For me, the reminder of the personal side of learning is one of the most powerful aspects of the book. It’s not just about assimilating information, but about the learner constructing their understanding.
In honor of Seymour Papert, I want to share some of my favorite passages from the book:
“Anything is easy, if you can assimilate it to your collection of models. If you can’t, anything can be painfully difficult.” (xix)
“People often fear that using computer models for people will lead to mechanical or linear thinking; they worry about people losing respect for their intuitions, sense of values, powers of judgment. They worry about instrumental reason becoming a model for good thinking. I take these fears seriously but do not see them as fears about computers themselves but rather as fears about how culture will assimilate the computer presence.” (155)
“I see the classroom as an artificial and inefficient learning environment that society has been forced to invent because its informal environments fail in certain essential learning domains, such as writing or grammar or school math. I believe that the computer presence will enable us to so modify the learning environment outside the classrooms that much if not all the knowledge schools presently try to teach with such pain and expense and such limited success will be learned, as the child learns to talk, painlessly, successfully, and without organized instruction.

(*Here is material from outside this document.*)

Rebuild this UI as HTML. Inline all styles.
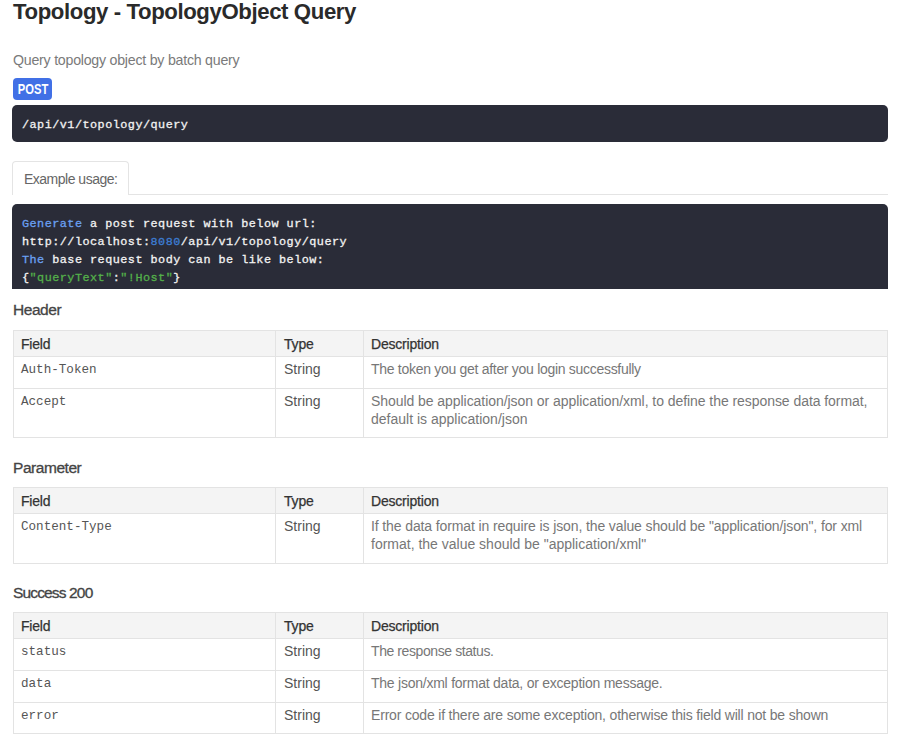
<!DOCTYPE html>
<html><head><meta charset="utf-8">
<style>
*{box-sizing:border-box;margin:0;padding:0}
html,body{width:900px;height:736px;overflow:hidden;background:#fff}
body{position:relative;font-family:"Liberation Sans",sans-serif;color:#333}
.abs{position:absolute;white-space:nowrap}
h1{position:absolute;left:13px;top:0;font-size:22.2px;letter-spacing:-0.4px;font-weight:bold;color:#2a2a2a;line-height:24px;white-space:nowrap}
.sub{left:13px;top:50px;font-size:14.2px;letter-spacing:-0.24px;color:#7a7a7a;line-height:20px}
.badge{left:13px;top:78px;width:39px;height:22px;background:#4170e6;border-radius:4px;color:#fff;font-weight:bold;font-size:14px;line-height:22px;text-align:center}
.badge span{display:inline-block;transform:scaleX(0.8);margin-left:1px}
.code1{left:12px;top:105px;width:876px;height:37px;background:#2a2c38;border-radius:5px}
.mono{font-family:"Liberation Mono",monospace}
.code1 .t{position:absolute;left:10px;top:11px;font-size:11.8px;letter-spacing:0.48px;line-height:18px;color:#f2f2f2;-webkit-text-stroke:0.3px #f2f2f2}
.tabline{left:12px;top:194px;width:876px;height:1px;background:#e4e4e4}
.tab{left:12px;top:161px;width:117px;height:34px;border:1px solid #e4e4e4;border-bottom:none;border-radius:4px 4px 0 0;background:#fff;font-size:14px;letter-spacing:-0.5px;color:#666;line-height:20px;padding:7px 0 0 11px}
.code2{left:12px;top:204px;width:876px;height:85px;background:#2a2c38;border-radius:5px 5px 0 0;overflow:hidden}
.code2 .t{position:absolute;left:10px;top:11px;font-size:11.8px;letter-spacing:0.48px;line-height:18px;color:#f2f2f2;-webkit-text-stroke:0.3px currentColor;white-space:pre}
.kw{color:#6aa0f2}
.num{color:#3d7dd2}
.str{color:#54b04a}
h2{position:absolute;left:13px;font-size:15.5px;letter-spacing:-0.45px;font-weight:normal;color:#444;line-height:20px;white-space:nowrap;-webkit-text-stroke:0.3px #444}
table{position:absolute;left:13px;width:875px;border-collapse:collapse;table-layout:fixed}
td,th{border:1px solid #e3e3e3;vertical-align:top;text-align:left;padding:0 7px;font-size:14px;line-height:18px}
th{background:#f4f4f4;color:#333;font-weight:normal;height:26px;padding-top:4px;font-size:14px;letter-spacing:-0.2px;-webkit-text-stroke:0.25px #333}
td{color:#555;padding-top:2.5px}
td.f{font-family:"Liberation Mono",monospace;font-size:12.6px;color:#555;padding-top:3.5px}
td.d{color:#777}
col.c1{width:262px}
col.c2{width:88px}
tr td:nth-child(2),tr th:nth-child(2){padding-left:8px}
</style></head><body>
<h1>Topology - TopologyObject Query</h1>
<div class="abs sub">Query topology object by batch query</div>
<div class="abs badge"><span>POST</span></div>
<div class="abs code1"><div class="t mono">/api/v1/topology/query</div></div>
<div class="abs tabline"></div>
<div class="abs tab">Example usage:</div>
<div class="abs code2"><div class="t mono"><span class="kw">Generate</span> a post request with below url:
http://localhost:<span class="num">8080</span>/api/v1/topology/query
<span class="kw">The</span> base request body can be like below:
{<span class="str">"queryText"</span>:<span class="str">"!Host"</span>}</div></div>

<h2 style="top:300px">Header</h2>
<table style="top:330px">
<colgroup><col class="c1"><col class="c2"><col></colgroup>
<tr><th>Field</th><th>Type</th><th>Description</th></tr>
<tr style="height:32px"><td class="f">Auth-Token</td><td>String</td><td class="d"><span style="letter-spacing:-0.293px">The token you get after you login successfully</span></td></tr>
<tr style="height:49px"><td class="f">Accept</td><td>String</td><td class="d"><span style="letter-spacing:-0.058px">Should be application/json or application/xml, to define the response data format,</span><br><span style="letter-spacing:0.002px">default is application/json</span></td></tr>
</table>

<h2 style="top:458px">Parameter</h2>
<table style="top:487px">
<colgroup><col class="c1"><col class="c2"><col></colgroup>
<tr><th>Field</th><th>Type</th><th>Description</th></tr>
<tr style="height:50px"><td class="f">Content-Type</td><td>String</td><td class="d"><span style="letter-spacing:-0.115px">If the data format in require is json, the value should be "application/json", for xml</span><br><span style="letter-spacing:-0.003px">format, the value should be "application/xml"</span></td></tr>
</table>

<h2 style="top:583px;letter-spacing:-0.85px">Success 200</h2>
<table style="top:612px">
<colgroup><col class="c1"><col class="c2"><col></colgroup>
<tr><th>Field</th><th>Type</th><th>Description</th></tr>
<tr style="height:32px"><td class="f">status</td><td>String</td><td class="d"><span style="letter-spacing:-0.413px">The response status.</span></td></tr>
<tr style="height:32px"><td class="f">data</td><td>String</td><td class="d"><span style="letter-spacing:-0.239px">The json/xml format data, or exception message.</span></td></tr>
<tr style="height:31px"><td class="f">error</td><td>String</td><td class="d"><span style="letter-spacing:-0.184px">Error code if there are some exception, otherwise this field will not be shown</span></td></tr>
</table>
</body></html>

This obviously implies that schools as we know them today will have no place in the future. But it is an open question whether they will adapt by transforming themselves into something new or wither away and be replaced.” (8-9)
“…when one enters a new domain of knowledge, one initially encounters a crowd of new ideas. Good learners are able to pick out those who are powerful and congenial. Others who are less skillful need help from teachers and friends. But we must not forget that while good teachers play the role of mutual friends who can provide introductions, the actual job of getting to know an idea or a person cannot be done by a third party. Everyone must acquire skill at getting to know and a personal style for doing it.” (137)
“I do not wish to reduce mathematics to literature or literature to mathematics. But I do want to argue that their respective ways of thinking are not as separate as is usually supposed.” (39)
Mindstorms: Children, Computers, and Powerful Ideas. New York: Basic Books, 1993.